REQUIRED WORK »
Identify each line below that contains the word "styles", and copy it out.

** begin **

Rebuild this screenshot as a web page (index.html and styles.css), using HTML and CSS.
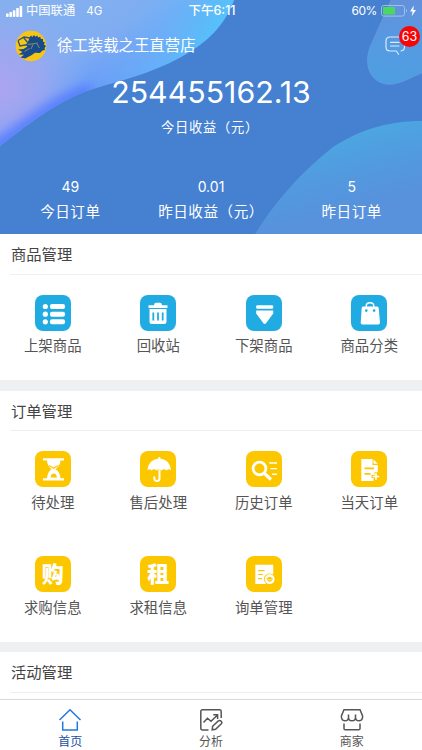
FILE: index.html
```html
<!DOCTYPE html>
<html lang="zh-CN">
<head>
<meta charset="utf-8">
<meta name="viewport" content="width=device-width, initial-scale=1">
<title>首页</title>
<link rel="stylesheet" href="styles.css">
</head>
<body>
<div class="app">
  <header class="hero">
    <svg class="hero-bg" viewBox="0 0 422 234" preserveAspectRatio="none" aria-hidden="true">
      <defs>
        <linearGradient id="g1" gradientUnits="userSpaceOnUse" x1="50" y1="0" x2="105" y2="100">
          <stop offset="0" stop-color="#84b0ee"/><stop offset=".5" stop-color="#80adf2"/><stop offset="1" stop-color="#5e96fb"/>
        </linearGradient>
        <radialGradient id="g2" gradientUnits="userSpaceOnUse" cx="0" cy="88" r="90">
          <stop offset="0" stop-color="#ada4f0"/><stop offset=".45" stop-color="#a0a6f0" stop-opacity=".8"/><stop offset="1" stop-color="#8facf0" stop-opacity="0"/>
        </radialGradient>
        <linearGradient id="g3" gradientUnits="userSpaceOnUse" x1="125" y1="5" x2="205" y2="45">
          <stop offset="0" stop-color="#78b0f2" stop-opacity="0"/><stop offset=".6" stop-color="#68b4f8" stop-opacity=".8"/><stop offset="1" stop-color="#57bff9"/>
        </linearGradient>
        <linearGradient id="g4" gradientUnits="userSpaceOnUse" x1="400" y1="0" x2="390" y2="85">
          <stop offset="0" stop-color="#6391dc"/><stop offset=".6" stop-color="#549be2"/><stop offset="1" stop-color="#4e9ee2"/>
        </linearGradient>
        <linearGradient id="g5" gradientUnits="userSpaceOnUse" x1="355" y1="121" x2="378" y2="205">
          <stop offset="0" stop-color="#4aaae1"/><stop offset=".5" stop-color="#519bdf"/><stop offset="1" stop-color="#5891dc"/>
        </linearGradient>
        <filter id="soft" x="-50%" y="-50%" width="200%" height="200%"><feGaussianBlur stdDeviation="6"/></filter>
        <clipPath id="wave"><path d="M0 0H234C225 25 207 43 181 57C148 75 121 80 90 90C55 102 26 126 0 146Z"/></clipPath>
      </defs>
      <rect width="422" height="234" fill="#4580d1"/>
      <g clip-path="url(#wave)">
        <rect width="240" height="150" fill="url(#g1)"/>
        <rect width="240" height="150" fill="url(#g3)"/>
        <rect width="240" height="150" fill="url(#g2)"/>
        <path d="M-10 153C25 128 53 103 92 91" fill="none" stroke="#527bff" stroke-width="14" filter="url(#soft)"/>
      </g>
      <path d="M391 0L370 47C362 69 374 87 394 84C405 82 413 76 422 73V0Z" fill="url(#g4)"/>
      <path d="M391 0L370 47C362 69 374 87 394 84C405 82 413 76 422 73" fill="none" stroke="#6e9be0" stroke-opacity=".6"/>
      <path d="M255 234C274 203 301 172 333 147C361 129 389 121 422 121V234Z" fill="url(#g5)"/>
    </svg>

    <div class="status">
      <div class="status-left">
        <svg class="signal" viewBox="0 0 17 11"><g fill="#fff"><rect y="7.6" width="2.6" height="3.4" rx=".7"/><rect x="3.4" y="6" width="2.6" height="5" rx=".7"/><rect x="6.8" y="4.2" width="2.6" height="6.8" rx=".7"/><rect x="10.2" y="2.1" width="2.6" height="8.9" rx=".7"/><rect x="13.6" width="2.6" height="11" rx=".7"/></g></svg>
        <span class="carrier">中国联通</span><span class="net">4G</span>
      </div>
      <time class="clock">下午6:11</time>
      <div class="status-right">
        <span>60%</span>
        <svg class="battery" viewBox="0 0 37 12"><rect x=".5" y=".5" width="23" height="10.6" rx="2.3" fill="none" stroke="#b3cbea" stroke-opacity=".8"/><rect x="2" y="2" width="12" height="7.6" rx=".7" fill="#4cd763"/><path d="M25 4Q27 5.7 25 7.5Z" fill="#a8c4eb"/><path d="M32.8.4 29 6.4H31.6L30.7 11.2 35 4.9H32.3Z" fill="#fff"/></svg>
      </div>
    </div>

    <div class="store">
      <svg class="avatar" viewBox="0 0 32 32">
        <circle cx="16" cy="16" r="15.3" fill="#f8c513"/>
        <path d="M14.5 7.5 16 5.5 17.3 7 19 5 20.3 6.8 22.2 5.5 23.2 7.5 25.3 6.8 25.9 9 28 9 28 11.5 29.8 12.5 29 14.5 31 16 29.5 18 30 20 27.5 20.5 25 23 20 22.8 16 25.5 10 28.5 5.5 27.5 9 24.8 3.5 24.5 7.5 22 3 19.5 8.5 19 12.5 16.5 10.5 15 13 12Z" fill="#174b8c"/>
        <path d="M3 10.5 9 7 15 8M3 10.5 5 16 13 14.5M8.5 7.5 13.5 13.5" fill="none" stroke="#2b5683" stroke-width="1.3"/>
        <path d="M13 14.5 23 13M18 14.5 16 19M22 14 24.5 18M9.5 21.5 14.5 18.5" fill="none" stroke="#b9aa47" stroke-width=".7"/>
      </svg>
      <h1 class="store-name">徐工装载之王直营店</h1>
      <a class="message">
        <svg class="message-icon" viewBox="0 0 22 20" fill="none" stroke="#d8ebfb" stroke-width="1.2" stroke-linecap="round"><path d="M9.5 15H5Q1 15 1 11V5Q1 1 5 1H15Q19.5 1 19.5 5V11Q19.5 14.5 16 15M9.5 15H11.5L13.5 18.3M5.5 6.3H14M5.5 10H14"/></svg>
        <span class="badge">63</span>
      </a>
    </div>

    <div class="income">
      <strong class="amount">254455162.13</strong>
      <span class="income-label">今日收益（元）</span>
    </div>

    <div class="stats">
      <div class="stat"><b>49</b><span>今日订单</span></div>
      <div class="stat"><b>0.01</b><span>昨日收益（元）</span></div>
      <div class="stat"><b>5</b><span>昨日订单</span></div>
    </div>
  </header>

  <main class="content">
    <section class="panel goods">
      <h2 class="panel-title">商品管理</h2>
      <div class="grid">
        <a class="item"><svg class="icon blue" viewBox="0 0 36 36"><g fill="#fff"><circle cx="10.3" cy="11.5" r="2.6"/><circle cx="10.3" cy="19.2" r="2.6"/><circle cx="10.3" cy="26.8" r="2.6"/><rect x="15" y="9" width="15" height="5" rx="2"/><rect x="15" y="16.7" width="15" height="5" rx="2"/><rect x="15" y="24.3" width="15" height="5" rx="2"/></g></svg><span>上架商品</span></a>
        <a class="item"><svg class="icon blue" viewBox="0 0 36 36"><path d="M8.5 10.2H14Q14.2 7.8 16 7.8H20Q21.8 7.8 22 10.2H27.5V13H8.5ZM9.5 14H26.5V26.5Q26.5 29 24 29H12Q9.5 29 9.5 26.5Z" fill="#fff"/><path d="M13.3 17.5V25.5M18 17.5V25.5M22.7 17.5V25.5" stroke="#20ace3" stroke-width="1.8"/></svg><span>回收站</span></a>
        <a class="item"><svg class="icon blue" viewBox="0 0 36 36"><rect x="10.2" y="10.3" width="17" height="3.5" rx="1" fill="#fff"/><path d="M10.2 15.5H27.2V18.5L20.2 28Q18.7 30 17.2 28L10.2 18.5Z" fill="#fff"/></svg><span>下架商品</span></a>
        <a class="item"><svg class="icon blue" viewBox="0 0 36 36"><path d="M15.2 12.5V11Q15.2 7.7 19 7.7T22.8 11V12.5" fill="none" stroke="#fff" stroke-width="1.4"/><path d="M12 11.5H26.2Q27.5 11.5 27.7 13L29 27.5Q29 29.5 27 29.5H11.5Q9.5 29.5 9.7 27.5L10.7 13Q10.8 11.5 12 11.5Z" fill="#fff"/><circle cx="15.3" cy="15.6" r="1.3" fill="#20ace3"/><circle cx="23.1" cy="15.6" r="1.3" fill="#20ace3"/></svg><span>商品分类</span></a>
      </div>
    </section>

    <section class="panel orders">
      <h2 class="panel-title">订单管理</h2>
      <div class="grid">
        <a class="item"><svg class="icon yellow" viewBox="0 0 36 36"><path d="M8 7.3H29V9.4H8ZM8 27.2H29V29.4H8ZM12 9H25.5Q25.5 14.5 20.5 18.3Q25.5 21.5 25.5 28H12Q12 21.5 16.5 18.3Q12 14.5 12 9Z" fill="#fff"/><path d="M14.3 14.5 18.7 17.3 23.2 14.5" fill="none" stroke="#fdc700" stroke-width="1.2"/><path d="M15.5 26.5Q16 22.5 18.7 22.5T22 26.5Z" fill="#fdc700"/></svg><span>待处理</span></a>
        <a class="item"><svg class="icon yellow" viewBox="0 0 36 36"><path d="M7.3 19.5Q8.5 8.5 18.5 7.5V6H20.2V7.5Q30 8.5 31 19.5Q28.8 17 26.5 19.5Q24 17 21.5 19.5Q19.2 17 16.5 19.5Q14.2 17 11.5 19.5Q9.5 17 7.3 19.5Z" fill="#fff"/><path d="M19.5 18.5V27.5Q19.5 30 17 30T14.3 27.2V25.5" fill="none" stroke="#fff" stroke-width="2"/></svg><span>售后处理</span></a>
        <a class="item"><svg class="icon yellow" viewBox="0 0 36 36" fill="none" stroke="#fff"><circle cx="13.5" cy="17.5" r="6.4" stroke-width="2.8"/><path d="M18 22 25 28.5" stroke-width="3.2"/><path d="M23.3 12H31M24.5 17.6H31M26 23.3H31" stroke-width="1.4"/></svg><span>历史订单</span></a>
        <a class="item"><svg class="icon yellow" viewBox="0 0 36 36"><path d="M10.3 8H21.5V14H26.8V21.2H23.7V24H20.5V27H22.5V30H10.3ZM22.5 8.5 26.8 12.8H22.5Z" fill="#fff"/><path d="M13.5 17.4H23M13.5 22.8H19.5" stroke="#fdc700" stroke-width="1.7"/><path d="M25 22.2V28.8M21.7 25.5H28.3" stroke="#fff" stroke-width="1.6"/></svg><span>当天订单</span></a>
        <a class="item"><i class="icon yellow glyph">购</i><span>求购信息</span></a>
        <a class="item"><i class="icon yellow glyph">租</i><span>求租信息</span></a>
        <a class="item"><svg class="icon yellow" viewBox="0 0 36 36"><path d="M9.3 8.8H27.2V28H9.3Z" fill="#fff"/><path d="M12.2 14.7H18.5M12.2 18.5H17M12.2 22.7H16" stroke="#fdc700" stroke-width="1.2"/><circle cx="23.7" cy="23.2" r="5.8" fill="#fdc700"/><circle cx="23.7" cy="23.2" r="4.9" fill="#fff"/><path d="M20.3 22.3 23.7 20.8 27 22.3 26 24.6 23.7 26 21.4 24.6Z" fill="#fdc700"/><path d="M20.7 22.8 23.7 24 26.7 22.8" fill="none" stroke="#fff" stroke-width=".6"/></svg><span>询单管理</span></a>
      </div>
    </section>

    <section class="panel activity">
      <h2 class="panel-title">活动管理</h2>
    </section>
  </main>

  <nav class="tabs">
    <a class="tab active"><svg viewBox="0 0 24 24" fill="none" stroke="#2079e0" stroke-width="1.5"><path d="M1.5 12 12 1.8 22.5 12M4.7 13.5V22H19.3V13.5"/></svg><span>首页</span></a>
    <a class="tab"><svg viewBox="0 0 24 24" fill="none" stroke="#555" stroke-width="1.5"><path d="M9.5 22H3.5Q1.8 22 1.8 20.3V3.5Q1.8 1.8 3.5 1.8H20.5Q22.2 1.8 22.2 3.5V10M4.5 14.5 8.5 10.3 12 13.3 18.5 7M14.3 6.7H18.6V11"/><path d="M13.2 21.8 13.6 18.3 19.3 12.9Q21 12 22.2 13.3T22.3 15.8L16.6 21.3Z"/></svg><span>分析</span></a>
    <a class="tab"><svg viewBox="0 0 24 24" fill="none" stroke="#555" stroke-width="1.5"><path d="M4 1.8H20L22.6 8Q22.8 12.5 19.2 12.8Q15.5 12.8 15.5 9.5Q15.5 12.8 12 12.8T8.5 9.5Q8.5 12.8 4.8 12.8Q1.2 12.5 1.4 8ZM8.5 10V6.5M15.5 10V6.5M4 15.5V20.5Q4 21.8 5.3 21.8H18.7Q20 21.8 20 20.5V15.5"/></svg><span>商家</span></a>
  </nav>
</div>
</body>
</html>
```

FILE: styles.css
```css
* { box-sizing: border-box; }

body {
  margin: 0;
  font-family: Inter, "Noto Sans CJK SC", sans-serif;
  color: #444;
  background: #fff;
}

.app {
  width: 422px;
  height: 750px;
  display: flex;
  flex-direction: column;
  overflow: hidden;
}

.hero {
  position: relative;
  flex: none;
  height: 234px;
  color: #fff;
  overflow: hidden;
}

.hero-bg {
  position: absolute;
  inset: 0;
  width: 100%;
  height: 100%;
  z-index: -1;
}

.status {
  display: grid;
  grid-template-columns: 1fr auto 1fr;
  align-items: center;
  height: 22px;
  padding: 0 4px 0 6px;
  font-size: 12px;
  line-height: 22px;
}

.status-left, .status-right { display: flex; align-items: center; }
.status-right { justify-content: flex-end; gap: 4px; }
.status-right span { letter-spacing: -0.4px; }
.signal { width: 17px; height: 11px; margin-right: 3px; }
.carrier { font-size: 12.3px; }
.net { margin-left: 11px; font-size: 11.5px; }
.clock { font-size: 12.5px; font-weight: 500; }
.battery { width: 37px; height: 12px; }

.store {
  display: flex;
  align-items: center;
  height: 48px;
  padding: 0 15px;
}

.avatar { width: 32px; height: 32px; }

.store-name {
  margin: 0 0 0 10px;
  font-size: 15.4px;
  font-weight: 400;
  line-height: 22px;
}

.message { position: relative; margin-left: auto; height: 20px; }
.message-icon { display: block; width: 22px; height: 20px; }

.badge {
  position: absolute;
  left: 14px;
  top: -10px;
  width: 21px;
  height: 21px;
  border-radius: 50%;
  background: #fa0505;
  font-size: 12.5px;
  line-height: 21px;
  text-align: center;
}

.income {
  display: flex;
  flex-direction: column;
  align-items: center;
  height: 107px;
}

.amount { margin-top: 3px; font-size: 30.3px; font-weight: 400; line-height: 38px; }
.income-label { margin-top: 6px; padding-right: 2px; font-size: 13.3px; letter-spacing: 0.7px; line-height: 20px; }

.stats { display: grid; grid-template-columns: repeat(3, 1fr); }
.stat { display: flex; flex-direction: column; align-items: center; }
.stat b { font-size: 14px; font-weight: 400; line-height: 20px; }
.stat span { margin-top: 5px; font-size: 14.6px; letter-spacing: 0.5px; line-height: 20px; white-space: nowrap; }

.content {
  flex: 1;
  min-height: 0;
  overflow: hidden;
  background: #eff0f2;
}

.panel { background: #fff; margin-bottom: 10px; }
.goods { height: 146px; margin-bottom: 11px; }
.orders { height: 251px; }
.activity { height: 160px; }

.panel-title {
  height: 41px;
  margin: 0 0 0 10px;
  padding-left: 1px;
  border-bottom: 1px solid #efefef;
  font-size: 15.3px;
  font-weight: 400;
  line-height: 41px;
}

.orders .panel-title { height: 40px; line-height: 41px; }

.grid {
  display: grid;
  grid-template-columns: repeat(4, 1fr);
  grid-auto-rows: 105px;
  padding-top: 20px;
}

.item {
  display: flex;
  flex-direction: column;
  align-items: center;
  font-size: 14.4px;
  line-height: 20px;
  color: #555;
}

.item > span { margin-top: 5px; }
.orders .item > span { margin-top: 6px; }

.icon { width: 36px; height: 36px; border-radius: 8px; }
.blue { background: #20ace3; }
.yellow { background: #fdc700; }

.glyph {
  color: #fff;
  font-size: 22px;
  font-style: normal;
  font-weight: 900;
  line-height: 37px;
  text-align: center;
}

.tabs {
  flex: none;
  display: grid;
  grid-template-columns: repeat(3, 1fr);
  height: 51px;
  border-top: 1px solid #d9d9d9;
  background: #fff;
}

.tab {
  display: flex;
  flex-direction: column;
  align-items: center;
  padding-top: 8px;
  font-size: 12px;
  line-height: 18px;
  color: #555;
}

.tab svg { width: 24px; height: 24px; }
.tab span { margin-top: 1px; }
.active { color: #17519e; }
```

** end **

REPLY TO THE TASK »
Rebuild this screenshot as a web page (index.html and styles.css), using HTML and CSS.
<link rel="stylesheet" href="styles.css">
FILE: styles.css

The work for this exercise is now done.